> **SET TASK**
Print each line of the listing once more, precisely as given.

> **PROVIDED DATA**
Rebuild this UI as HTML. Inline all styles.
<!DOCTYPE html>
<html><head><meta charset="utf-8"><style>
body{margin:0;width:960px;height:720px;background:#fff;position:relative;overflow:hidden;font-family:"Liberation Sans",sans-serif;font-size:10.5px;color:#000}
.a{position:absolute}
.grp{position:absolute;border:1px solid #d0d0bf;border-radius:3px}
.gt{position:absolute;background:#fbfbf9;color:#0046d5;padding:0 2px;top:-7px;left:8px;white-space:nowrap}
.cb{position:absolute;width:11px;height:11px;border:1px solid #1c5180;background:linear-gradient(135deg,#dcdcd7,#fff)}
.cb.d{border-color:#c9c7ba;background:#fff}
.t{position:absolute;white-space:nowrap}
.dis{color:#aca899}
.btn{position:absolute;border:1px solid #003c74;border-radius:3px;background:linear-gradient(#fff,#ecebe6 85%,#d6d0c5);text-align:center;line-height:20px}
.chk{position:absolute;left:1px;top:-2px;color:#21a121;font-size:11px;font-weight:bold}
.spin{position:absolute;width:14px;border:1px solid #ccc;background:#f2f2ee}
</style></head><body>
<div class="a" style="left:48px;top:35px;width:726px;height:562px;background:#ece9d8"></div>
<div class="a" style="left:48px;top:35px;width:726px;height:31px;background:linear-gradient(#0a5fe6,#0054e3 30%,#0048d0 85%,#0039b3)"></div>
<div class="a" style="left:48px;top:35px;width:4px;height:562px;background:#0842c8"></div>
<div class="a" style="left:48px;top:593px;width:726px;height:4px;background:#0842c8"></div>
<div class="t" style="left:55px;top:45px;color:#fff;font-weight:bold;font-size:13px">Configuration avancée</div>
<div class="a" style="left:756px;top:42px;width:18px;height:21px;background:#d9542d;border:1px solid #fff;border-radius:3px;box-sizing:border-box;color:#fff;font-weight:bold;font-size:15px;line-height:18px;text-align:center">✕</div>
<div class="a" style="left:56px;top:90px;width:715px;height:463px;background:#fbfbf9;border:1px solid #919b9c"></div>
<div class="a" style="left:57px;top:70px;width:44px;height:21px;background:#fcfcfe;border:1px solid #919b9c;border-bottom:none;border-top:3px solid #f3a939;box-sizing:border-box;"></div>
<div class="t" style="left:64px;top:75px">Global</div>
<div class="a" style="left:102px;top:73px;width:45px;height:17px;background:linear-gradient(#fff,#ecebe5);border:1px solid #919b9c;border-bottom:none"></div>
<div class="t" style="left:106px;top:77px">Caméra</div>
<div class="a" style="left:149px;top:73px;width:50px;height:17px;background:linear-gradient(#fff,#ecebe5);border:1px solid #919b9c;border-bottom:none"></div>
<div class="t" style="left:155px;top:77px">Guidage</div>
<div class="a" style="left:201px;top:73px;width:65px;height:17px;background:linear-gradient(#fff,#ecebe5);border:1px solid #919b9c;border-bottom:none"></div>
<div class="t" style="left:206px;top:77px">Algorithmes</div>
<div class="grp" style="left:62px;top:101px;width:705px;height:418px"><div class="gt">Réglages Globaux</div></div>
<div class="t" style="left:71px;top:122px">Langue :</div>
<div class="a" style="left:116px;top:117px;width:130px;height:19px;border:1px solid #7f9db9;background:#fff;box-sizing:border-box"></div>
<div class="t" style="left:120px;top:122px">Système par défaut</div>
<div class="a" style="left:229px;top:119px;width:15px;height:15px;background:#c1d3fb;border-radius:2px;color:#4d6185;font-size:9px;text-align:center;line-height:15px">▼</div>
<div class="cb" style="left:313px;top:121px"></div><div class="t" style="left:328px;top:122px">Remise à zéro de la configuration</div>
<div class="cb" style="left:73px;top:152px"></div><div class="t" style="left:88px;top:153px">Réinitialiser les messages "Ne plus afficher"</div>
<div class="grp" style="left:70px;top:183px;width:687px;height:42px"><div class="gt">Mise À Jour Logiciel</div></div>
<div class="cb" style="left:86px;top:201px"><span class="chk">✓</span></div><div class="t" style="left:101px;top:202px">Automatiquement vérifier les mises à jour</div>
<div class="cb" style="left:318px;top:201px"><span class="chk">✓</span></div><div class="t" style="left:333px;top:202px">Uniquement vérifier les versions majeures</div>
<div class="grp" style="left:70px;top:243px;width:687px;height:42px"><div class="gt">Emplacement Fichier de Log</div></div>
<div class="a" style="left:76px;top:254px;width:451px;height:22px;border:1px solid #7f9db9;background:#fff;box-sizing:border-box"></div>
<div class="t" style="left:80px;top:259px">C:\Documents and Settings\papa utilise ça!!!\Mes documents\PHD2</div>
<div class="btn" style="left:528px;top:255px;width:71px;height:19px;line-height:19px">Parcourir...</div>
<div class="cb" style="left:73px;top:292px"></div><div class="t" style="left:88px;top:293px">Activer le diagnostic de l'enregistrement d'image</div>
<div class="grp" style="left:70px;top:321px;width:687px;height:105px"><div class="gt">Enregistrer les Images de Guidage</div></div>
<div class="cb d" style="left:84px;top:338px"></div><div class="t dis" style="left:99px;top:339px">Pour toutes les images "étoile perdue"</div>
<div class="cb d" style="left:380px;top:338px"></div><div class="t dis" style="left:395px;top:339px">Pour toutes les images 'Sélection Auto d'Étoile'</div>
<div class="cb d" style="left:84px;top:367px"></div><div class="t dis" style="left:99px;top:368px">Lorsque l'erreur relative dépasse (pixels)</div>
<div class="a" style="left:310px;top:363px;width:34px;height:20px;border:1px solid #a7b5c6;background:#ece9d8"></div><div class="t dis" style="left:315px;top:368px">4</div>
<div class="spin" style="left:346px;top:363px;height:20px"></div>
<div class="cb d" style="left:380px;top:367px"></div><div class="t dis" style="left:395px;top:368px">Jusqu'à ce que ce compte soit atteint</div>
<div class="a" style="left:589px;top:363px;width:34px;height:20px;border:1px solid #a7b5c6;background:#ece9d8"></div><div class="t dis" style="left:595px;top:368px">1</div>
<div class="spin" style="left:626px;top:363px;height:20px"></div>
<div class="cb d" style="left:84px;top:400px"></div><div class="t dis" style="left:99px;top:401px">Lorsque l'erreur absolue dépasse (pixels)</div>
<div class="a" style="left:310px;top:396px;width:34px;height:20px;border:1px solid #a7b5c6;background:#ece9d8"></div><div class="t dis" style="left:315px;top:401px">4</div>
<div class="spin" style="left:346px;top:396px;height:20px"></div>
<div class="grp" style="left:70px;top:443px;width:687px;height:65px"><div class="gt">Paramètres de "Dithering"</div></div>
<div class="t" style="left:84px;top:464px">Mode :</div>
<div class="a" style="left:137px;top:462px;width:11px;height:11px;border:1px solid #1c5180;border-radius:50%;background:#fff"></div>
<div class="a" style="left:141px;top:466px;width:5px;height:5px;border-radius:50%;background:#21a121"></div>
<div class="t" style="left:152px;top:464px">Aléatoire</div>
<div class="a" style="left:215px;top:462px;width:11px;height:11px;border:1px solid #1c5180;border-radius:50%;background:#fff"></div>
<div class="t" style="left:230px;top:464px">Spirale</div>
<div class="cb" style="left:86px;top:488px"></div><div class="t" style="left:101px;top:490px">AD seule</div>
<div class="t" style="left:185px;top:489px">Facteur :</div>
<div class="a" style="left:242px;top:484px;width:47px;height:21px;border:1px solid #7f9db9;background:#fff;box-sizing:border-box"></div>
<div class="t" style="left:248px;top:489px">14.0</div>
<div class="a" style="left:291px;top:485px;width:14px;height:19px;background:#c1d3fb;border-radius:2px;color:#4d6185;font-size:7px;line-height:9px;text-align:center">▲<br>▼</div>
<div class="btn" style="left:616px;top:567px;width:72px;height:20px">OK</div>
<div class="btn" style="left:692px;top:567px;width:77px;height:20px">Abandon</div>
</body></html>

> **TASK ANSWER**
Rebuild this UI as HTML. Inline all styles.
<!DOCTYPE html>
<html><head><meta charset="utf-8"><style>
body{margin:0;width:960px;height:720px;background:#fff;position:relative;overflow:hidden;font-family:"Liberation Sans",sans-serif;font-size:10.5px;color:#000}
.a{position:absolute}
.grp{position:absolute;border:1px solid #d0d0bf;border-radius:3px}
.gt{position:absolute;background:#fbfbf9;color:#0046d5;padding:0 2px;top:-7px;left:8px;white-space:nowrap}
.cb{position:absolute;width:11px;height:11px;border:1px solid #1c5180;background:linear-gradient(135deg,#dcdcd7,#fff)}
.cb.d{border-color:#c9c7ba;background:#fff}
.t{position:absolute;white-space:nowrap}
.dis{color:#aca899}
.btn{position:absolute;border:1px solid #003c74;border-radius:3px;background:linear-gradient(#fff,#ecebe6 85%,#d6d0c5);text-align:center;line-height:20px}
.chk{position:absolute;left:1px;top:-2px;color:#21a121;font-size:11px;font-weight:bold}
.spin{position:absolute;width:14px;border:1px solid #ccc;background:#f2f2ee}
</style></head><body>
<div class="a" style="left:48px;top:35px;width:726px;height:562px;background:#ece9d8"></div>
<div class="a" style="left:48px;top:35px;width:726px;height:31px;background:linear-gradient(#0a5fe6,#0054e3 30%,#0048d0 85%,#0039b3)"></div>
<div class="a" style="left:48px;top:35px;width:4px;height:562px;background:#0842c8"></div>
<div class="a" style="left:48px;top:593px;width:726px;height:4px;background:#0842c8"></div>
<div class="t" style="left:55px;top:45px;color:#fff;font-weight:bold;font-size:13px">Configuration avancée</div>
<div class="a" style="left:756px;top:42px;width:18px;height:21px;background:#d9542d;border:1px solid #fff;border-radius:3px;box-sizing:border-box;color:#fff;font-weight:bold;font-size:15px;line-height:18px;text-align:center">✕</div>
<div class="a" style="left:56px;top:90px;width:715px;height:463px;background:#fbfbf9;border:1px solid #919b9c"></div>
<div class="a" style="left:57px;top:70px;width:44px;height:21px;background:#fcfcfe;border:1px solid #919b9c;border-bottom:none;border-top:3px solid #f3a939;box-sizing:border-box;"></div>
<div class="t" style="left:64px;top:75px">Global</div>
<div class="a" style="left:102px;top:73px;width:45px;height:17px;background:linear-gradient(#fff,#ecebe5);border:1px solid #919b9c;border-bottom:none"></div>
<div class="t" style="left:106px;top:77px">Caméra</div>
<div class="a" style="left:149px;top:73px;width:50px;height:17px;background:linear-gradient(#fff,#ecebe5);border:1px solid #919b9c;border-bottom:none"></div>
<div class="t" style="left:155px;top:77px">Guidage</div>
<div class="a" style="left:201px;top:73px;width:65px;height:17px;background:linear-gradient(#fff,#ecebe5);border:1px solid #919b9c;border-bottom:none"></div>
<div class="t" style="left:206px;top:77px">Algorithmes</div>
<div class="grp" style="left:62px;top:101px;width:705px;height:418px"><div class="gt">Réglages Globaux</div></div>
<div class="t" style="left:71px;top:122px">Langue :</div>
<div class="a" style="left:116px;top:117px;width:130px;height:19px;border:1px solid #7f9db9;background:#fff;box-sizing:border-box"></div>
<div class="t" style="left:120px;top:122px">Système par défaut</div>
<div class="a" style="left:229px;top:119px;width:15px;height:15px;background:#c1d3fb;border-radius:2px;color:#4d6185;font-size:9px;text-align:center;line-height:15px">▼</div>
<div class="cb" style="left:313px;top:121px"></div><div class="t" style="left:328px;top:122px">Remise à zéro de la configuration</div>
<div class="cb" style="left:73px;top:152px"></div><div class="t" style="left:88px;top:153px">Réinitialiser les messages "Ne plus afficher"</div>
<div class="grp" style="left:70px;top:183px;width:687px;height:42px"><div class="gt">Mise À Jour Logiciel</div></div>
<div class="cb" style="left:86px;top:201px"><span class="chk">✓</span></div><div class="t" style="left:101px;top:202px">Automatiquement vérifier les mises à jour</div>
<div class="cb" style="left:318px;top:201px"><span class="chk">✓</span></div><div class="t" style="left:333px;top:202px">Uniquement vérifier les versions majeures</div>
<div class="grp" style="left:70px;top:243px;width:687px;height:42px"><div class="gt">Emplacement Fichier de Log</div></div>
<div class="a" style="left:76px;top:254px;width:451px;height:22px;border:1px solid #7f9db9;background:#fff;box-sizing:border-box"></div>
<div class="t" style="left:80px;top:259px">C:\Documents and Settings\papa utilise ça!!!\Mes documents\PHD2</div>
<div class="btn" style="left:528px;top:255px;width:71px;height:19px;line-height:19px">Parcourir...</div>
<div class="cb" style="left:73px;top:292px"></div><div class="t" style="left:88px;top:293px">Activer le diagnostic de l'enregistrement d'image</div>
<div class="grp" style="left:70px;top:321px;width:687px;height:105px"><div class="gt">Enregistrer les Images de Guidage</div></div>
<div class="cb d" style="left:84px;top:338px"></div><div class="t dis" style="left:99px;top:339px">Pour toutes les images "étoile perdue"</div>
<div class="cb d" style="left:380px;top:338px"></div><div class="t dis" style="left:395px;top:339px">Pour toutes les images 'Sélection Auto d'Étoile'</div>
<div class="cb d" style="left:84px;top:367px"></div><div class="t dis" style="left:99px;top:368px">Lorsque l'erreur relative dépasse (pixels)</div>
<div class="a" style="left:310px;top:363px;width:34px;height:20px;border:1px solid #a7b5c6;background:#ece9d8"></div><div class="t dis" style="left:315px;top:368px">4</div>
<div class="spin" style="left:346px;top:363px;height:20px"></div>
<div class="cb d" style="left:380px;top:367px"></div><div class="t dis" style="left:395px;top:368px">Jusqu'à ce que ce compte soit atteint</div>
<div class="a" style="left:589px;top:363px;width:34px;height:20px;border:1px solid #a7b5c6;background:#ece9d8"></div><div class="t dis" style="left:595px;top:368px">1</div>
<div class="spin" style="left:626px;top:363px;height:20px"></div>
<div class="cb d" style="left:84px;top:400px"></div><div class="t dis" style="left:99px;top:401px">Lorsque l'erreur absolue dépasse (pixels)</div>
<div class="a" style="left:310px;top:396px;width:34px;height:20px;border:1px solid #a7b5c6;background:#ece9d8"></div><div class="t dis" style="left:315px;top:401px">4</div>
<div class="spin" style="left:346px;top:396px;height:20px"></div>
<div class="grp" style="left:70px;top:443px;width:687px;height:65px"><div class="gt">Paramètres de "Dithering"</div></div>
<div class="t" style="left:84px;top:464px">Mode :</div>
<div class="a" style="left:137px;top:462px;width:11px;height:11px;border:1px solid #1c5180;border-radius:50%;background:#fff"></div>
<div class="a" style="left:141px;top:466px;width:5px;height:5px;border-radius:50%;background:#21a121"></div>
<div class="t" style="left:152px;top:464px">Aléatoire</div>
<div class="a" style="left:215px;top:462px;width:11px;height:11px;border:1px solid #1c5180;border-radius:50%;background:#fff"></div>
<div class="t" style="left:230px;top:464px">Spirale</div>
<div class="cb" style="left:86px;top:488px"></div><div class="t" style="left:101px;top:490px">AD seule</div>
<div class="t" style="left:185px;top:489px">Facteur :</div>
<div class="a" style="left:242px;top:484px;width:47px;height:21px;border:1px solid #7f9db9;background:#fff;box-sizing:border-box"></div>
<div class="t" style="left:248px;top:489px">14.0</div>
<div class="a" style="left:291px;top:485px;width:14px;height:19px;background:#c1d3fb;border-radius:2px;color:#4d6185;font-size:7px;line-height:9px;text-align:center">▲<br>▼</div>
<div class="btn" style="left:616px;top:567px;width:72px;height:20px">OK</div>
<div class="btn" style="left:692px;top:567px;width:77px;height:20px">Abandon</div>
</body></html>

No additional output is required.